• _WHAT TO WORK ON_
Pull each line holding the word "that" from the data.

#### RECORD SET ####

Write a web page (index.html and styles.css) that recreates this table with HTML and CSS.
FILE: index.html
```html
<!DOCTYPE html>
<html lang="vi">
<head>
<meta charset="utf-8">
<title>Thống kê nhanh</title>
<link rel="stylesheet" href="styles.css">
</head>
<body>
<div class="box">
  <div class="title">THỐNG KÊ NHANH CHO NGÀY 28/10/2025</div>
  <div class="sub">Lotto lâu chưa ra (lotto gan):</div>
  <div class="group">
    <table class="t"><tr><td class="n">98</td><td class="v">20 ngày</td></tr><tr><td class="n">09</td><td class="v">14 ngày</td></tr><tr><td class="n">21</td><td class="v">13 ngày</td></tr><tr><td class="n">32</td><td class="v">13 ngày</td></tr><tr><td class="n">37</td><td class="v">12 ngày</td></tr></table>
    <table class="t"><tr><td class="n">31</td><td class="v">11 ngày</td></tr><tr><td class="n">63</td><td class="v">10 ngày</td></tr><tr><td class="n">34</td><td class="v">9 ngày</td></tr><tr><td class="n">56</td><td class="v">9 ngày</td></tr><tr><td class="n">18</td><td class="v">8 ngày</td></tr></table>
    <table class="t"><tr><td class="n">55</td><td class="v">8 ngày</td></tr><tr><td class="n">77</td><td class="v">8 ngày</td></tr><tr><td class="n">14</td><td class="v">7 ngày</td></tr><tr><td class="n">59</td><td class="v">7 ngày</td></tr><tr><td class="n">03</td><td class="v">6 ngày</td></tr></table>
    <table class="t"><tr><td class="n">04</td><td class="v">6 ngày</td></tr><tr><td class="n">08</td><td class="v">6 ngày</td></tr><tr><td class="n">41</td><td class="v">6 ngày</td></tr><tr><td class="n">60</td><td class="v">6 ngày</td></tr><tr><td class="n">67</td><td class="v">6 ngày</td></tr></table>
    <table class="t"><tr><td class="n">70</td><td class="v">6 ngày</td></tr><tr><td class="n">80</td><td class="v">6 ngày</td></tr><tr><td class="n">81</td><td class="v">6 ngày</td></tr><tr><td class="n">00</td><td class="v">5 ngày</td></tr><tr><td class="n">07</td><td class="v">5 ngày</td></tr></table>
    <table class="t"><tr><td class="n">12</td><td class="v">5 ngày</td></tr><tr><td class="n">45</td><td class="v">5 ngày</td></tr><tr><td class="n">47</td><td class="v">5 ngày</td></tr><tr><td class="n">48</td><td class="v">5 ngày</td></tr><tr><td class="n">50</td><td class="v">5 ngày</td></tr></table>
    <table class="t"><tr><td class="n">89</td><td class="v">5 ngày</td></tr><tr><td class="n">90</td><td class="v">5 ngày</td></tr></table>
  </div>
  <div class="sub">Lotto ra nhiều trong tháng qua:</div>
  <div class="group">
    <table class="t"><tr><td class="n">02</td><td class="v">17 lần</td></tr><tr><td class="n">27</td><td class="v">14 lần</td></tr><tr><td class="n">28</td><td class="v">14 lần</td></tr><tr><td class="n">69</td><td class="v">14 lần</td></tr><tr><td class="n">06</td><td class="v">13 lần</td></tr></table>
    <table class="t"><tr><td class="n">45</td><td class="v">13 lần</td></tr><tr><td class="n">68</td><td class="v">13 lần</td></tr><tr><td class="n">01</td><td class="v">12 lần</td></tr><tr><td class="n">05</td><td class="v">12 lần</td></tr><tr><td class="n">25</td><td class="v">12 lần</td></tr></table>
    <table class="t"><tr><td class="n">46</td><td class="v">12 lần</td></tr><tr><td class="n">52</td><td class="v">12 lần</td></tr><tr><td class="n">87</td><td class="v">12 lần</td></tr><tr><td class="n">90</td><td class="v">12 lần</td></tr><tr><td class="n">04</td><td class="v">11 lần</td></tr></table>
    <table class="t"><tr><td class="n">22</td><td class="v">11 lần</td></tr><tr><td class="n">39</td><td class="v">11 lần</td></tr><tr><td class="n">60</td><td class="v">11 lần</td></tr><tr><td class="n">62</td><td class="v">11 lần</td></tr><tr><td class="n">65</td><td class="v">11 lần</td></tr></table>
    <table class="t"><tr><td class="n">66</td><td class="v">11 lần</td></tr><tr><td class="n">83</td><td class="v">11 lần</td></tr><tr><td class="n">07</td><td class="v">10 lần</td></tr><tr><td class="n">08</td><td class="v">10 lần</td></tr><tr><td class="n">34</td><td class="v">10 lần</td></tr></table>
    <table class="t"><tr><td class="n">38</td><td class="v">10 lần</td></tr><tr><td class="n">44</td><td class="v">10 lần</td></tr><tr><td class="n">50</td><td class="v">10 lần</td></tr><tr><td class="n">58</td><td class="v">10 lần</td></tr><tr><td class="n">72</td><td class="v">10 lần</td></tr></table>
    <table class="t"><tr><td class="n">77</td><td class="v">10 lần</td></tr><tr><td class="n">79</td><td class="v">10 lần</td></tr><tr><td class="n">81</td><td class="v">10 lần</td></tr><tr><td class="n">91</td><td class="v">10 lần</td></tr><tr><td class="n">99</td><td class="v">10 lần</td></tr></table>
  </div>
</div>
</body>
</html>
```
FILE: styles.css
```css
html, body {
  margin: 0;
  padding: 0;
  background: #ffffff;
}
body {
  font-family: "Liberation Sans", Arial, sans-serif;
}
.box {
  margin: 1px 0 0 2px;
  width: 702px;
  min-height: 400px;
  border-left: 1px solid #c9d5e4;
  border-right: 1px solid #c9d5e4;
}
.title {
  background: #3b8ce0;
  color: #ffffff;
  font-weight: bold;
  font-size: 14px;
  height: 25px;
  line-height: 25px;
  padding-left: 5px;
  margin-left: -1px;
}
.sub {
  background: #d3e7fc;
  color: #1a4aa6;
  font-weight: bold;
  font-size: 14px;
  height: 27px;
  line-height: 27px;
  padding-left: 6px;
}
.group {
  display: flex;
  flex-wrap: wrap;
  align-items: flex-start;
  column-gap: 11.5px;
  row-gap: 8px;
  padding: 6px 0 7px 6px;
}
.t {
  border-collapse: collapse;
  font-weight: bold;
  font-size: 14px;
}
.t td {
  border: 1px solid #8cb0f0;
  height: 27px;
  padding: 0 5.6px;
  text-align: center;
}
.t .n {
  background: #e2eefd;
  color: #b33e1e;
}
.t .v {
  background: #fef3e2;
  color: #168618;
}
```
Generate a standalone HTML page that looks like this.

####

• _COMPLETE ANSWER_
Write a web page (index.html and styles.css) that recreates this table with HTML and CSS.
Generate a standalone HTML page that looks like this.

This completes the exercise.